The Andy Parsons Project
In 2010/11 I staged the ‘The Andy Parsons project’ where I invited members of the public to sit for a portrait, and in return they received a large print of the painting. To facilitate this activity, I set up a studio in a vacant town centre Pharmacy, which was also used to display all the portraits in an open studio weekend.The interaction with the public became part of the artwork, as did the signage I used and the design of the final exhibition, which filled the Pharmacy building I converted.
A large number of people came forward and there seemed a genuine interest in the work from people of all backgrounds. The project asked a number of questions, about the primacy of photography over painting and drawing, the role of skill in contemporary art and the validity of painting as a medium in the digital age.
The project brought together two strands of my practice; an approach to art making which seeks to directly engage with a broad public, and my ongoing engagement with finding new ways to use the traditional media of painting, drawing, printmaking and sculpture.
I am currently researching other issues it has raised, the idea of co-authorship in relation to the activity of portraiture and the status and role of traditional fine art objects as commodities in the context of relational practice.

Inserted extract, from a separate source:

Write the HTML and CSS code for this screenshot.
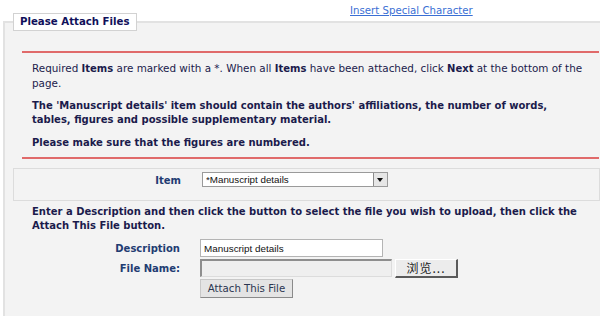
FILE: index.html
```html
<!DOCTYPE html>
<html lang="en">
<head>
  <meta charset="UTF-8" />
  <title>Attach Files</title>
  <link rel="stylesheet" href="styles.css">
</head>
<body>

  <div class="top-row">
    <a href="#" class="special-link">Insert Special Character</a>
  </div>

  <fieldset class="attach">
    <legend>Please Attach Files</legend>

    <div class="notice">
      <p>Required <b>Items</b> are marked with a *. When all <b>Items</b> have been attached, click <b>Next</b> at the bottom of the page.</p>
      <p class="strong">The 'Manuscript details' item should contain the authors' affiliations, the number of words, tables, figures and possible supplementary material.</p>
      <p class="strong">Please make sure that the figures are numbered.</p>
    </div>

    <div class="item-row">
      <label for="itemType" class="field-label">Item</label>
      <div class="select-wrap">
        <select id="itemType">
          <option>*Manuscript details</option>
          <option>Figure</option>
          <option>Table</option>
        </select>
        <span class="select-arrow"></span>
      </div>
    </div>

    <p class="instructions">Enter a Description and then click the button to select the file you wish to upload, then click the Attach This File button.</p>

    <div class="upload-grid">
      <label for="desc" class="field-label">Description</label>
      <input type="text" id="desc" class="desc-input" value="Manuscript details"/>

      <label for="fileName" class="field-label">File Name:</label>
      <div class="file-row">
        <input type="text" id="fileName" class="file-input" readonly/>
        <button type="button" class="browse-btn">浏览...</button>
      </div>

      <span></span>
      <div>
        <button type="button" class="attach-btn">Attach This File</button>
      </div>
    </div>
  </fieldset>

</body>
</html>
```

FILE: styles.css
```css
html {
  overflow: hidden;
}

body {
  margin: 0;
  background: #fff;
  font-family: 'DejaVu Sans', Verdana, sans-serif;
  font-size: 10.4px;
  color: #1b1b4c;
}

b,
.strong {
  font-weight: bold;
  font-size: 10px;
}

.top-row {
  height: 13px;
  padding-left: 350px;
}

.special-link {
  display: inline-block;
  margin-top: 4px;
  line-height: 14px;
  color: #3a6fd4;
  font-size: 10.2px;
}

.attach {
  margin: 0 -4px 0 3px;
  padding: 0 0 20px;
  border: 2px solid #e2e2e2;
  background: #f3f3f3;
  min-width: 0;
}

.attach legend {
  margin-left: 8px;
  padding: 0 6px;
  background: #fff;
  border: 1px solid #d2d2d2;
  font-weight: bold;
  font-size: 10.2px;
  line-height: 16px;
  color: #10105a;
}

.notice {
  margin: 20px 3px 0 17px;
  padding: 8px 12px 7px 10px;
  border-top: 2px solid #e06a6a;
  border-bottom: 2px solid #e06a6a;
}

.notice p {
  margin: 0 0 9px;
  line-height: 14px;
}

.notice p:last-child {
  margin-bottom: 0;
}

.item-row {
  display: flex;
  align-items: flex-start;
  gap: 21px;
  margin: 9px 2px 0 8px;
  padding: 3px 0 11px;
  border: 1px solid #dcdcdc;
}

.field-label {
  font-weight: bold;
  font-size: 10px;
  color: #1f3c72;
  text-align: right;
}

.item-row .field-label {
  width: 167px;
  line-height: 16px;
  margin-top: 1px;
}

.select-wrap {
  position: relative;
  width: 186px;
  height: 15px;
}

.select-wrap select {
  appearance: none;
  width: 100%;
  height: 15px;
  margin: 0;
  padding: 0 0 0 3px;
  border: 1px solid #9a9a9a;
  border-radius: 0;
  background: #fff;
  font-family: 'Liberation Sans', Arial, sans-serif;
  font-size: 9.8px;
  color: #111;
  line-height: 13px;
}

.select-arrow {
  position: absolute;
  top: 1px;
  right: 1px;
  width: 13px;
  height: 13px;
  background: #e6e6e6;
  border-left: 1px solid #8c8c8c;
}

.select-arrow::after {
  content: "";
  position: absolute;
  left: 3px;
  top: 5px;
  border-left: 3px solid transparent;
  border-right: 3px solid transparent;
  border-top: 4px solid #111;
}

.instructions {
  margin: 4px 8px 0 27px;
  line-height: 14px;
  font-weight: bold;
  font-size: 10px;
}

.upload-grid {
  display: grid;
  grid-template-columns: 175px auto;
  column-gap: 20px;
  row-gap: 1px;
  align-items: center;
  margin-top: 6px;
}

.desc-input {
  width: 183px;
  height: 18px;
  box-sizing: border-box;
  margin: 0;
  padding: 0 3px;
  border: 1px solid #b4b4b4;
  background: #fff;
  font-family: 'Liberation Sans', Arial, sans-serif;
  font-size: 9.9px;
  color: #111;
}

.file-row {
  display: flex;
  gap: 3px;
  margin-top: 1px;
}

.file-input {
  width: 192px;
  height: 18px;
  box-sizing: border-box;
  margin: 0;
  border: 1px solid #dcdcdc;
  border-top: 2px solid #8e8e8e;
  border-left: 2px solid #8e8e8e;
  background: #efefef;
}

.browse-btn {
  width: 63px;
  height: 19px;
  margin: 0;
  padding: 0;
  border: 1px solid #fff;
  border-right: 2px solid #5a5a5a;
  border-bottom: 2px solid #5a5a5a;
  background: #ececec;
  font-family: 'Noto Sans CJK SC', sans-serif;
  font-size: 12px;
  line-height: 14px;
  letter-spacing: 1px;
  color: #222;
}

.attach-btn {
  width: 93px;
  height: 19px;
  margin: 0;
  padding: 0;
  border: 1px solid #c8c8c8;
  border-right-color: #8a8a8a;
  border-bottom-color: #8a8a8a;
  background: #e4e4e4;
  font-family: 'DejaVu Sans', Verdana, sans-serif;
  font-size: 10.2px;
  color: #2a3550;
}
```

I am interested in the developing work in traditional fine art media that can compete with lens based, performative and time based work without being retrograde or reactionary. My focus is increasingly the interface between public and artist, with the act of making art taking on a performative role. Specific contexts are devised where works of art will be made, will be seen to be made and will be made within a restricted time frame. The contexts also define the showing of the work; the portrait paintings I created as part of the Andy Parsons Project only exist as autonomous objects within the framing device of the portrait project.